All of the data should be repeated exactly; pictures are not part of the copy.
----
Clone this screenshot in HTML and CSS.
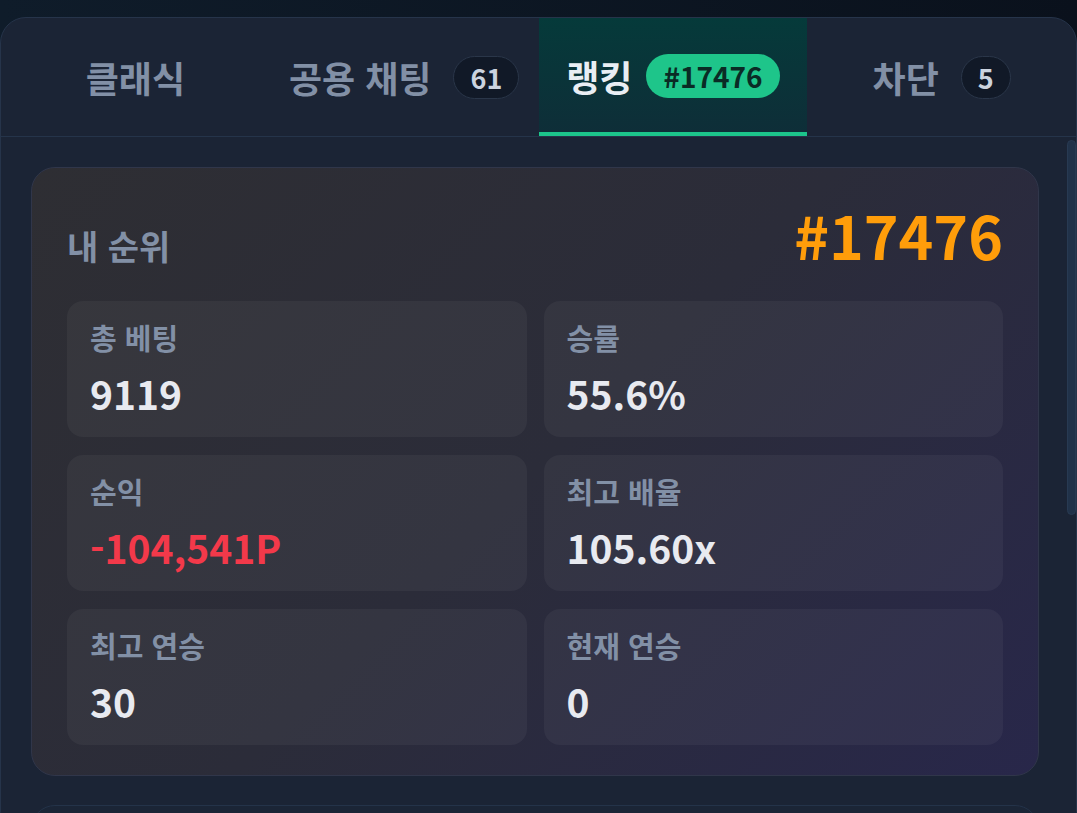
FILE: index.html
```html
<!DOCTYPE html>
<html lang="ko">
<head>
<meta charset="utf-8">
<title>랭킹</title>
<link rel="stylesheet" href="styles.css">
</head>
<body>
	<div class="panel">
		<nav class="tabs">
			<div class="tab">클래식</div>
			<div class="tab">공용 채팅 <span class="count">61</span></div>
			<div class="tab active">랭킹 <span class="rank-badge">#17476</span></div>
			<div class="tab">차단 <span class="count">5</span></div>
		</nav>
		<div class="scroll">
			<section class="my-rank">
				<div class="rank-head">
					<h2>내 순위</h2>
					<span class="rank-num">#17476</span>
				</div>
				<div class="stats">
					<div class="stat">
						<div class="label">총 베팅</div>
						<div class="value">9119</div>
					</div>
					<div class="stat">
						<div class="label">승률</div>
						<div class="value">55.6%</div>
					</div>
					<div class="stat">
						<div class="label">순익</div>
						<div class="value minus">-104,541P</div>
					</div>
					<div class="stat">
						<div class="label">최고 배율</div>
						<div class="value">105.60x</div>
					</div>
					<div class="stat">
						<div class="label">최고 연승</div>
						<div class="value">30</div>
					</div>
					<div class="stat">
						<div class="label">현재 연승</div>
						<div class="value">0</div>
					</div>
				</div>
			</section>
			<section class="board"></section>
		</div>
		<div class="scroll-thumb"></div>
	</div>
</body>
</html>
```

FILE: styles.css
```css
html, body {
  margin: 0;
  padding: 0;
}

body {
  height: 813px;
  overflow: hidden;
  background: linear-gradient(90deg, #0f1c2a, #0a111c);
  font-family: "Noto Sans CJK KR", "Noto Sans", sans-serif;
}

/* || panel */

.panel {
  position: relative;
  margin-top: 17px;
  height: 820px;
  box-sizing: border-box;
  border: 1px solid #26344a;
  border-radius: 26px;
  background-color: #1b2435;
  display: flex;
  flex-direction: column;
  overflow: hidden;
}

.tabs {
  display: flex;
  height: 118px;
  flex-shrink: 0;
  border-bottom: 1px solid #25344a;
}

.tab {
  flex: 1;
  display: flex;
  align-items: center;
  justify-content: center;
  gap: 12px;
  font-size: 36px;
  font-weight: 700;
  color: #8290a6;
  box-sizing: border-box;
}

.tab.active {
  color: #e9eef4;
  background: linear-gradient(180deg, #053a3a, #0e2e38);
  border-bottom: 4px solid #1cc58b;
  padding-top: 2px;
}

.count {
  display: inline-flex;
  align-items: center;
  justify-content: center;
  height: 41px;
  margin-left: 10px;
  padding: 0 16px;
  border: 1px solid #2a3649;
  border-radius: 22px;
  background-color: #111927;
  color: #cbd3df;
  font-size: 27px;
}

.rank-badge {
  display: inline-flex;
  align-items: center;
  height: 44px;
  margin-left: 2px;
  padding: 0 17px;
  border-radius: 22px;
  background-color: #1ec58a;
  color: #0a2b25;
  font-size: 28px;
  font-weight: 600;
}

/* || scroll area */

.scroll {
  flex: 1;
  overflow: hidden;
  padding: 30px 37px 30px 30px;
}

.scroll-thumb {
  position: absolute;
  top: 122px;
  right: 0;
  width: 9px;
  height: 375px;
  box-sizing: border-box;
  border: 1px solid #283a52;
  border-radius: 5px;
  background-color: #213249;
}

.my-rank {
  border: 1px solid #30364a;
  border-radius: 24px;
  background: linear-gradient(135deg, #2e2e33 0%, #2b2c39 50%, #28274a 100%);
  padding: 31px 35px 30px 35px;
}

.rank-head {
  display: flex;
  justify-content: space-between;
  align-items: baseline;
  height: 72px;
  margin-bottom: 30px;
}

.rank-head h2 {
  margin: 0;
  font-size: 34px;
  font-weight: 700;
  color: #8290a6;
}

.rank-num {
  font-size: 59px;
  font-weight: 700;
  line-height: 72px;
  color: #ff9d0a;
}

.stats {
  display: grid;
  grid-template-columns: 1fr 1fr;
  column-gap: 17px;
  row-gap: 18px;
}

.stat {
  height: 136px;
  box-sizing: border-box;
  padding: 17px 23px;
  border-radius: 16px;
  background-color: rgba(255, 255, 255, 0.045);
}

.label {
  font-size: 29px;
  font-weight: 700;
  line-height: 38px;
  color: #8290a6;
}

.value {
  margin-top: 13px;
  font-size: 39px;
  font-weight: 700;
  line-height: 48px;
  color: #e8eaf0;
}

.value.minus {
  color: #f3394a;
}

.board {
  margin-top: 29px;
  height: 600px;
  border: 1px solid #243349;
  border-radius: 24px;
  background-color: #1b2536;
}
```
----
### [SOLUTION TO THE EXERCISE]
Clone this screenshot in HTML and CSS.
FILE: index.html
```html
<!DOCTYPE html>
<html lang="ko">
<head>
<meta charset="utf-8">
<title>랭킹</title>
<link rel="stylesheet" href="styles.css">
</head>
<body>
	<div class="panel">
		<nav class="tabs">
			<div class="tab">클래식</div>
			<div class="tab">공용 채팅 <span class="count">61</span></div>
			<div class="tab active">랭킹 <span class="rank-badge">#17476</span></div>
			<div class="tab">차단 <span class="count">5</span></div>
		</nav>
		<div class="scroll">
			<section class="my-rank">
				<div class="rank-head">
					<h2>내 순위</h2>
					<span class="rank-num">#17476</span>
				</div>
				<div class="stats">
					<div class="stat">
						<div class="label">총 베팅</div>
						<div class="value">9119</div>
					</div>
					<div class="stat">
						<div class="label">승률</div>
						<div class="value">55.6%</div>
					</div>
					<div class="stat">
						<div class="label">순익</div>
						<div class="value minus">-104,541P</div>
					</div>
					<div class="stat">
						<div class="label">최고 배율</div>
						<div class="value">105.60x</div>
					</div>
					<div class="stat">
						<div class="label">최고 연승</div>
						<div class="value">30</div>
					</div>
					<div class="stat">
						<div class="label">현재 연승</div>
						<div class="value">0</div>
					</div>
				</div>
			</section>
			<section class="board"></section>
		</div>
		<div class="scroll-thumb"></div>
	</div>
</body>
</html>
```

FILE: styles.css
```css
html, body {
  margin: 0;
  padding: 0;
}

body {
  height: 813px;
  overflow: hidden;
  background: linear-gradient(90deg, #0f1c2a, #0a111c);
  font-family: "Noto Sans CJK KR", "Noto Sans", sans-serif;
}

/* || panel */

.panel {
  position: relative;
  margin-top: 17px;
  height: 820px;
  box-sizing: border-box;
  border: 1px solid #26344a;
  border-radius: 26px;
  background-color: #1b2435;
  display: flex;
  flex-direction: column;
  overflow: hidden;
}

.tabs {
  display: flex;
  height: 118px;
  flex-shrink: 0;
  border-bottom: 1px solid #25344a;
}

.tab {
  flex: 1;
  display: flex;
  align-items: center;
  justify-content: center;
  gap: 12px;
  font-size: 36px;
  font-weight: 700;
  color: #8290a6;
  box-sizing: border-box;
}

.tab.active {
  color: #e9eef4;
  background: linear-gradient(180deg, #053a3a, #0e2e38);
  border-bottom: 4px solid #1cc58b;
  padding-top: 2px;
}

.count {
  display: inline-flex;
  align-items: center;
  justify-content: center;
  height: 41px;
  margin-left: 10px;
  padding: 0 16px;
  border: 1px solid #2a3649;
  border-radius: 22px;
  background-color: #111927;
  color: #cbd3df;
  font-size: 27px;
}

.rank-badge {
  display: inline-flex;
  align-items: center;
  height: 44px;
  margin-left: 2px;
  padding: 0 17px;
  border-radius: 22px;
  background-color: #1ec58a;
  color: #0a2b25;
  font-size: 28px;
  font-weight: 600;
}

/* || scroll area */

.scroll {
  flex: 1;
  overflow: hidden;
  padding: 30px 37px 30px 30px;
}

.scroll-thumb {
  position: absolute;
  top: 122px;
  right: 0;
  width: 9px;
  height: 375px;
  box-sizing: border-box;
  border: 1px solid #283a52;
  border-radius: 5px;
  background-color: #213249;
}

.my-rank {
  border: 1px solid #30364a;
  border-radius: 24px;
  background: linear-gradient(135deg, #2e2e33 0%, #2b2c39 50%, #28274a 100%);
  padding: 31px 35px 30px 35px;
}

.rank-head {
  display: flex;
  justify-content: space-between;
  align-items: baseline;
  height: 72px;
  margin-bottom: 30px;
}

.rank-head h2 {
  margin: 0;
  font-size: 34px;
  font-weight: 700;
  color: #8290a6;
}

.rank-num {
  font-size: 59px;
  font-weight: 700;
  line-height: 72px;
  color: #ff9d0a;
}

.stats {
  display: grid;
  grid-template-columns: 1fr 1fr;
  column-gap: 17px;
  row-gap: 18px;
}

.stat {
  height: 136px;
  box-sizing: border-box;
  padding: 17px 23px;
  border-radius: 16px;
  background-color: rgba(255, 255, 255, 0.045);
}

.label {
  font-size: 29px;
  font-weight: 700;
  line-height: 38px;
  color: #8290a6;
}

.value {
  margin-top: 13px;
  font-size: 39px;
  font-weight: 700;
  line-height: 48px;
  color: #e8eaf0;
}

.value.minus {
  color: #f3394a;
}

.board {
  margin-top: 29px;
  height: 600px;
  border: 1px solid #243349;
  border-radius: 24px;
  background-color: #1b2536;
}
```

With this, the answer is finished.